The phalarope is not only rarely seen in south central Pennsylvania but is also very unusual in that the female is the more brightly plumaged of the two sexes and leaves to the male the tasks of nest-building, incubating the eggs, and raising the young. I don't know if this is what people mean by "transgendered," but it's certainly unusual behavior in the animal kingdom, and one wonders how this sex-role switch ever came about. They also have an odd way of feeding. They'll sometimes paddle quickly in a tight circle in the water causing insects and other food items to be drawn to the surface where they can be easily caught and eaten.

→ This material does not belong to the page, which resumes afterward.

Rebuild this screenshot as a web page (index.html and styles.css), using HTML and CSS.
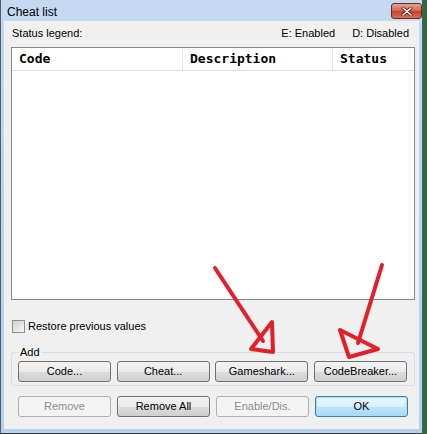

The second bird is an Upland sandpiper found in a grassy, reclaimed landfill in southern York County. The Upland sandpiper is related to the shorebirds one sees on beaches and mudflats, but it itself is rarely seen near water. Instead, this is a bird of dry, grassy, upland fields. They're very uncommon in Pennsylvania and especially so in the south-central part of the state.
The Upland sandpiper gives a unique call that sounds almost exactly like a "wolf-whistle," which is a little disconcerting when you hear it because it doesn't sound like something that would come from a bird.